= Courtier's reply =

Fallacy that the critic lacks knowledge

The courtier's reply is a type of informal fallacy, coined by American biologist PZ Myers, in which a respondent to criticism claims that the critic lacks sufficient knowledge, credentials, or training to pose any sort of criticism whatsoever. It may be considered an inverted form of argument from authority, where a person without authority disagreeing with authority is presumed incorrect prima facie.

A key element of a courtier's reply, which distinguishes it from an otherwise valid response that incidentally points out the critic's lack of established authority on the topic, is that the respondent never shows how the work of these overlooked experts invalidates the arguments that were advanced by the critic.

Critics of the idea that the courtier's reply is a real fallacy have called it the "Myers shuffle", implying calling someone out for an alleged courtier's reply is a kind of rhetorical dodge or trick.

==Usage history==
American biologist and academic PZ Myers coined the term "courtier's reply" in a December 2006 entry on his blog, Pharyngula. Myers was reacting to some of the criticism leveled at the 2006 book The God Delusion, in which author Richard Dawkins argued against the existence of a supernatural creator. Critics argued that Dawkins' lack of qualifications in philosophy or theology called into question a number of his arguments. Myers responded to this criticism by making an analogy, comparing Dawkins to the boy at the end of the fable The Emperor's New Clothes, who is the only reasonable voice that recognizes the Emperor is naked. Myers satirized the aforementioned critics as follows:

I have considered the impudent accusations of Mr Dawkins with exasperation at his lack of serious scholarship. He has apparently not read the detailed discourses of Count Roderigo of Seville on the exquisite and exotic leathers of the Emperor's boots, nor does he give a moment's consideration to Bellini's masterwork, On the Luminescence of the Emperor's Feathered Hat. We have entire schools dedicated to writing learned treatises on the beauty of the Emperor's raiment, and every major newspaper runs a section dedicated to imperial fashion; Dawkins cavalierly dismisses them all. He even laughs at the highly popular and most persuasive arguments of his fellow countryman, Lord D. T. Mawkscribbler, who famously pointed out that the Emperor would not wear common cotton, nor uncomfortable polyester, but must, I say must wear undergarments of the finest silk. Dawkins arrogantly ignores all these deep philosophical ponderings to crudely accuse the Emperor of nudity.

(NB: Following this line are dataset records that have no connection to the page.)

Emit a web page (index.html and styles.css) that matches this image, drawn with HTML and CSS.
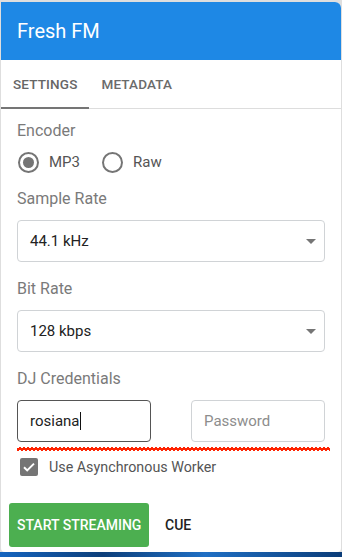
FILE: index.html
```html
<!DOCTYPE html>
<html>
<head>
	<title>Fresh FM</title>
	<link rel="stylesheet" href="styles.css">
</head>
<body>
	<div class="card">
		<div class="head">Fresh FM</div>
		<ul class="tabs">
			<li class="active">SETTINGS</li>
			<li>METADATA</li>
		</ul>
		<div class="form">
			<div class="label">Encoder</div>
			<div class="radios">
				<label class="radio"><span class="dot on"></span>MP3</label>
				<label class="radio"><span class="dot"></span>Raw</label>
			</div>

			<div class="label gap">Sample Rate</div>
			<div class="select">44.1 kHz<span class="caret"></span></div>

			<div class="label gap">Bit Rate</div>
			<div class="select">128 kbps<span class="caret"></span></div>

			<div class="label gap">DJ Credentials</div>
			<div class="creds">
				<div class="input focus">rosiana<span class="cursor"></span></div>
				<div class="input holder">Password</div>
			</div>
			<div class="squiggle"></div>

			<label class="check"><span class="box">
				<svg width="18" height="18" viewBox="0 0 18 18"><path d="M4 9.2l3.2 3.2L14 5.6" fill="none" stroke="#fff" stroke-width="2"/></svg>
			</span>Use Asynchronous Worker</label>
		</div>
		<div class="actions">
			<button class="start">START STREAMING</button>
			<button class="cue">CUE</button>
		</div>
	</div>
	<div class="desk"></div>
</body>
</html>
```

FILE: styles.css
```css
*{
	padding: 0;
	margin: 0;
	box-sizing: border-box;
}
body{
	width: 342px;
	height: 557px;
	overflow: hidden;
	background: #dedede;
	font-family: Roboto, "Liberation Sans", sans-serif;
	padding-top: 2px;
}
.card{
	margin: 0 1px;
	height: 550px;
	background: #fff;
	border-radius: 0 6px 4px 4px;
	overflow: hidden;
}
.head{
	height: 58px;
	background: #1e88e5;
	color: #fff;
	font-size: 20px;
	line-height: 58px;
	padding-left: 16px;
}
.tabs{
	list-style: none;
	display: flex;
	height: 49px;
	border-bottom: 1px solid #ddd;
}
.tabs li{
	padding: 0 12px;
	font-size: 13.5px;
	font-weight: 500;
	color: #6b6b6b;
	line-height: 49px;
	letter-spacing: 0.15px;
}
.tabs .active{
	color: #666;
	box-shadow: inset 0 -2px 0 #757575;
	height: 49px;
}
.form{
	padding: 12px 16px 0 16px;
}
.label{
	font-size: 16px;
	line-height: 20px;
	color: #7a7a7a;
}
.label.gap{
	margin-top: 17px;
}
.radios{
	display: flex;
	gap: 21px;
	margin-top: 11px;
	height: 20px;
}
.radio{
	display: flex;
	align-items: center;
	gap: 10px;
	font-size: 15px;
	color: #555;
}
.dot{
	width: 21px;
	height: 21px;
	border: 2px solid #757575;
	border-radius: 50%;
	display: flex;
	align-items: center;
	justify-content: center;
	margin-left: 1px;
}
.dot.on::after{
	content: "";
	width: 11px;
	height: 11px;
	border-radius: 50%;
	background: #757575;
}
.select{
	margin-top: 11px;
	height: 42px;
	border: 1px solid #d0d3d6;
	border-radius: 4px;
	display: flex;
	align-items: center;
	justify-content: space-between;
	padding: 0 8px 0 12px;
	font-size: 15px;
	color: #222;
}
.caret{
	width: 0;
	height: 0;
	border-left: 5px solid transparent;
	border-right: 5px solid transparent;
	border-top: 5px solid #757575;
}
.creds{
	display: flex;
	justify-content: space-between;
	margin-top: 11px;
}
.input{
	width: 134px;
	height: 42px;
	border: 1px solid #d0d3d6;
	border-radius: 4px;
	display: flex;
	align-items: center;
	padding-left: 12px;
	font-size: 15px;
	color: #222;
}
.input.focus{
	border-color: #555;
}
.input.holder{
	color: #8d8d8d;
}
.cursor{
	width: 1px;
	height: 18px;
	background: #111;
	margin-left: 1px;
}
.squiggle{
	height: 4px;
	margin-top: 5px;
	margin-right: -5px;
	background:
		linear-gradient(135deg, transparent 30%, #ff2200 30%, #ff2200 70%, transparent 70%) 0 0/4px 4px repeat-x,
		linear-gradient(45deg, transparent 30%, #ff2200 30%, #ff2200 70%, transparent 70%) 2px 0/4px 4px repeat-x;
}
.check{
	display: flex;
	align-items: center;
	gap: 11px;
	margin-top: 7px;
	margin-left: 3px;
	font-size: 14.3px;
	color: #555;
}
.box{
	width: 18px;
	height: 18px;
	border-radius: 2px;
	background: #757575;
	display: flex;
}
.actions{
	display: flex;
	align-items: center;
	gap: 8px;
	padding: 27px 8px 0 8px;
}
button{
	border: none;
	background: none;
	font-family: Roboto, "Liberation Sans", sans-serif;
	font-size: 14px;
	font-weight: 500;
	height: 44px;
	padding: 0 8px;
	white-space: nowrap;
}
.start{
	background: #4caf50;
	color: #fff;
	border-radius: 3px;
	width: 140px;
}
.cue{
	color: #222;
}
.desk{
	height: 5px;
	background: linear-gradient(90deg, #1565c0, #0d3f7a 30%, #1f6fc4 60%, #0b3c78);
}
```
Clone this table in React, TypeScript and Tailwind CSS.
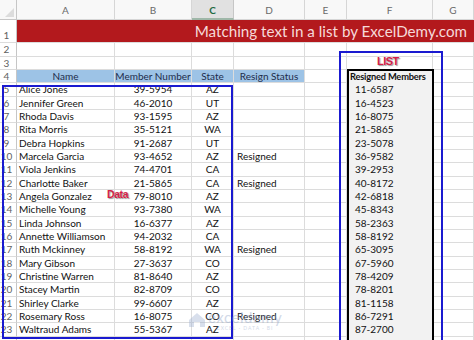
import React from "react";

const widths = [
  "w-[17px]",
  "w-[98px]",
  "w-[77px]",
  "w-[42px]",
  "w-[71px]",
  "w-[42px]",
  "w-[86px]",
  "w-[41px]",
];

const letters = ["A", "B", "C", "D", "E", "F", "G"];

const members: [string, string, string, string][] = [
  ["Alice Jones", "39-5954", "AZ", ""],
  ["Jennifer Green", "46-2010", "UT", ""],
  ["Rhoda Davis", "93-1595", "AZ", ""],
  ["Rita Morris", "35-5121", "WA", ""],
  ["Debra Hopkins", "91-2687", "UT", ""],
  ["Marcela Garcia", "93-4652", "AZ", "Resigned"],
  ["Viola Jenkins", "74-4701", "CA", ""],
  ["Charlotte Baker", "21-5865", "CA", "Resigned"],
  ["Angela Gonzalez", "79-8010", "AZ", ""],
  ["Michelle Young", "93-7380", "WA", ""],
  ["Linda Johnson", "16-6377", "AZ", ""],
  ["Annette Williamson", "94-2032", "CA", ""],
  ["Ruth Mckinney", "58-8192", "WA", "Resigned"],
  ["Mary Gibson", "27-3637", "CO", ""],
  ["Christine Warren", "81-8640", "AZ", ""],
  ["Stacey Martin", "82-8709", "CO", ""],
  ["Shirley Clarke", "99-6607", "AZ", ""],
  ["Rosemary Ross", "16-8075", "CO", "Resigned"],
  ["Waltraud Adams", "55-5367", "AZ", ""],
];

const resigned = [
  "11-6587", "16-4523", "16-8075", "21-5865", "23-5078", "36-9582", "39-2953",
  "40-8172", "42-6818", "45-8343", "58-2363", "58-8192", "65-3095", "67-5960",
  "78-4209", "78-8201", "81-1158", "86-7291", "87-2700",
];

const cell = "shrink-0 border-r border-b border-[#dcdcdc] flex items-center overflow-hidden whitespace-nowrap";

function RowNum({ n }: { n: number | string }) {
  return (
    <div className={`${widths[0]} ${cell} justify-center pr-[3px] border-r-[#c6c6c6] text-[#5f5f5f] bg-white`}>
      {n}
    </div>
  );
}

function Row({ n, cells }: { n: number; cells: React.ReactNode[] }) {
  return (
    <div className="flex h-[13.33px]">
      <RowNum n={n} />
      {cells}
    </div>
  );
}

export default function App() {
  const blank = (i: number, extra = "") => <div key={i} className={`${widths[i]} ${cell} ${extra}`} />;

  return (
    <div className="relative w-[474px] h-[340px] overflow-hidden bg-white text-[10px] leading-none text-[#111]" style={{ fontFamily: "Lato, 'Open Sans', sans-serif" }}>
      {/* column headers */}
      <div className="flex h-[20px] bg-[#f8f8f8]">
        <div className={`${widths[0]} shrink-0 border-r border-b border-[#c6c6c6] relative`}>
          <div className="absolute right-[2px] bottom-[2px] w-0 h-0 border-l-[9px] border-l-transparent border-b-[9px] border-b-[#dcdcdc]" />
        </div>
        {letters.map((l, i) =>
          l === "C" ? (
            <div key={l} className={`${widths[i + 1]} shrink-0 flex justify-center pt-[5px] bg-[#e1e1e1] border-r border-[#c6c6c6] border-b-2 border-b-[#9fb7a8] font-bold text-[#1f6b43]`}>
              {l}
            </div>
          ) : (
            <div key={l} className={`${widths[i + 1]} shrink-0 flex justify-center pt-[5px] border-r border-b border-[#d6d6d6] text-[#6a6a6a]`}>
              {l}
            </div>
          )
        )}
      </div>

      {/* row 1: title banner */}
      <div className="flex h-[23.33px]">
        <div className={`${widths[0]} ${cell} justify-center items-end pb-[2px] pr-[3px] border-r-[#c6c6c6] text-[#5f5f5f]`}>1</div>
        <div className="flex-1 flex items-center justify-end pr-[7px] bg-[#b3191d] text-[#f6d9d9] text-[15.2px] border-b border-[#dcdcdc]">
          Matching text in a list by ExcelDemy.com
        </div>
      </div>

      <Row n={2} cells={[1, 2, 3, 4, 5, 6, 7].map((i) => blank(i))} />
      <Row n={3} cells={[1, 2, 3, 4, 5, 6, 7].map((i) => blank(i))} />

      {/* row 4: headers */}
      <Row
        n={4}
        cells={[
          <div key="a" className={`${widths[1]} ${cell} justify-center bg-[#9dc3e6] border-[#9dc3e6] text-[#1d2c4c]`}>Name</div>,
          <div key="b" className={`${widths[2]} ${cell} justify-center bg-[#9dc3e6] border-[#9dc3e6] text-[#1d2c4c]`}>Member Number</div>,
          <div key="c" className={`${widths[3]} ${cell} justify-center bg-[#9dc3e6] border-[#9dc3e6] text-[#1d2c4c]`}>State</div>,
          <div key="d" className={`${widths[4]} ${cell} justify-center bg-[#9dc3e6] border-[#9dc3e6] border-b-[#dcdcdc] text-[#1d2c4c]`}>Resign Status</div>,
          blank(5),
          <div key="f" className={`${widths[6]} ${cell} pl-[3px] bg-[#f2f2f2] border-[#f2f2f2] font-bold text-[9.3px] tracking-[-0.2px]`}>Resigned Members</div>,
          blank(7),
        ]}
      />

      {members.map(([name, num, state, status], r) => (
        <Row
          key={name}
          n={r + 5}
          cells={[
            <div key="a" className={`${widths[1]} ${cell} pl-[2px]`}>{name}</div>,
            <div key="b" className={`${widths[2]} ${cell} justify-center`}>{num}</div>,
            <div key="c" className={`${widths[3]} ${cell} justify-center`}>{state}</div>,
            <div key="d" className={`${widths[4]} ${cell} pl-[3px]`}>{status}</div>,
            blank(5),
            <div key="f" className={`${widths[6]} ${cell} pl-[8px] bg-[#f2f2f2] border-[#f2f2f2]`}>{resigned[r]}</div>,
            blank(7),
          ]}
        />
      ))}

      <Row n={24} cells={[1, 2, 3, 4, 5, 6, 7].map((i) => blank(i, i === 6 ? "bg-[#f2f2f2] border-[#f2f2f2]" : ""))} />

      {/* overlays */}
      <div className="absolute left-[2px] top-[85px] w-[231px] h-[254px] border-2 border-[#1a1ad0]" />
      <div className="absolute left-[339px] top-[51px] w-[104px] h-[300px] border-2 border-[#1a1ad0]" />
      <div className="absolute left-[347px] top-[69px] w-[87px] h-[300px] border-2 border-black" />

      <div
        className="absolute left-[377px] top-[56px] text-[11px] font-bold tracking-[-0.5px] text-[#d61f48] [text-shadow:1px_1px_1px_#9a9a9a]"
        style={{ fontFamily: "'Liberation Sans', Arial, sans-serif" }}
      >
        LIST
      </div>
      <div
        className="absolute left-[107px] top-[189px] text-[10.5px] font-bold tracking-[-0.4px] text-[#d61f48] [text-shadow:1px_1px_1px_#9a9a9a]"
        style={{ fontFamily: "'Liberation Sans', Arial, sans-serif" }}
      >
        Data
      </div>

      {/* watermark */}
      <div className="absolute left-[188px] top-[310px] flex items-start gap-[2px] opacity-40 text-[#8ea2c6]">
        <svg width="18" height="16" viewBox="0 0 18 16" className="mt-[2px]">
          <path d="M1 8 9 1l8 7v7H1z" fill="#9fb0d0" />
          <path d="M6 15v-5h6v5" fill="#ffffff" />
        </svg>
        <div className="flex flex-col items-center">
          <span className="text-[15px] leading-[15px] tracking-[0.5px]">exceldemy</span>
          <span className="text-[5px] tracking-[1px] mt-[1px]">EXCEL · DATA · BI</span>
        </div>
      </div>
    </div>
  );
}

Myers also characterized H. Allen Orr's criticism of The God Delusion as an example of this argument.

Dawkins himself responded to critics of The God Delusion who argued that he is not a theologian and stated, "Most of us happily disavow fairies, astrology, and the Flying Spaghetti Monster without first immersing ourselves in books of Pastafarian theology." Dawkins quoted the courtier's reply in a debate with Alister McGrath, and he also referenced it in the preface to The God Delusion's 2007 paperback edition.

English literary theorist and critic Terry Eagleton wrote of The God Delusion: "What, one wonders, are Dawkins's views on the epistemological differences between Aquinas and Duns Scotus? Has he read Eriugena on subjectivity, Rahner on grace or Moltmann on hope? Has he even heard of them? Or does he imagine like a bumptious young barrister that you can defeat the opposition while being complacently ignorant of its toughest case?" Luke Muehlhauser, the executive director of the Machine Intelligence Research Institute, wrote on his blog, Common Sense Atheism, that this criticism is irrelevant when the existence or otherwise of God is discussed. Muehlhauser wrote, "Eagleton misses the point. If a creator god doesn't exist, it doesn't matter whether the imaginary god's grace is best described by Rahner or someone else. Besides, the millions of believers to which Dawkins writes have never heard of Rahner, either. Christianity as practiced by billions of people is not the Christianity of the academic theologians."

==Criticism==
Roman Catholic philosopher Edward Feser, writing in The American, has called the courtier's reply a rhetorical "pseudo-defense" employed as a "clever marketing tag" in order for members of the New Atheism movement to avoid criticism of their arguments. Feser terms the courtier's reply "the Myers shuffle".

The "Myers shuffle" criticism claims that invoking the courtier's reply rhetoric usually acts as a summation of sophistry and/or logical fallacies. It particularly characterizes Muehlhauser's form of the assertion (that philosophical or theological ignorance is irrelevant if the existence of God is not established), as a case of fallacious special pleading, and points out that asserting that the "average believer" is not well informed about theology is a red herring since the popularity of a position does not make it true, a fallacy known as argumentum ad populum. In turn, Muehlhauser and others reply that Feser is engaging in special pleading and privileging the hypothesis.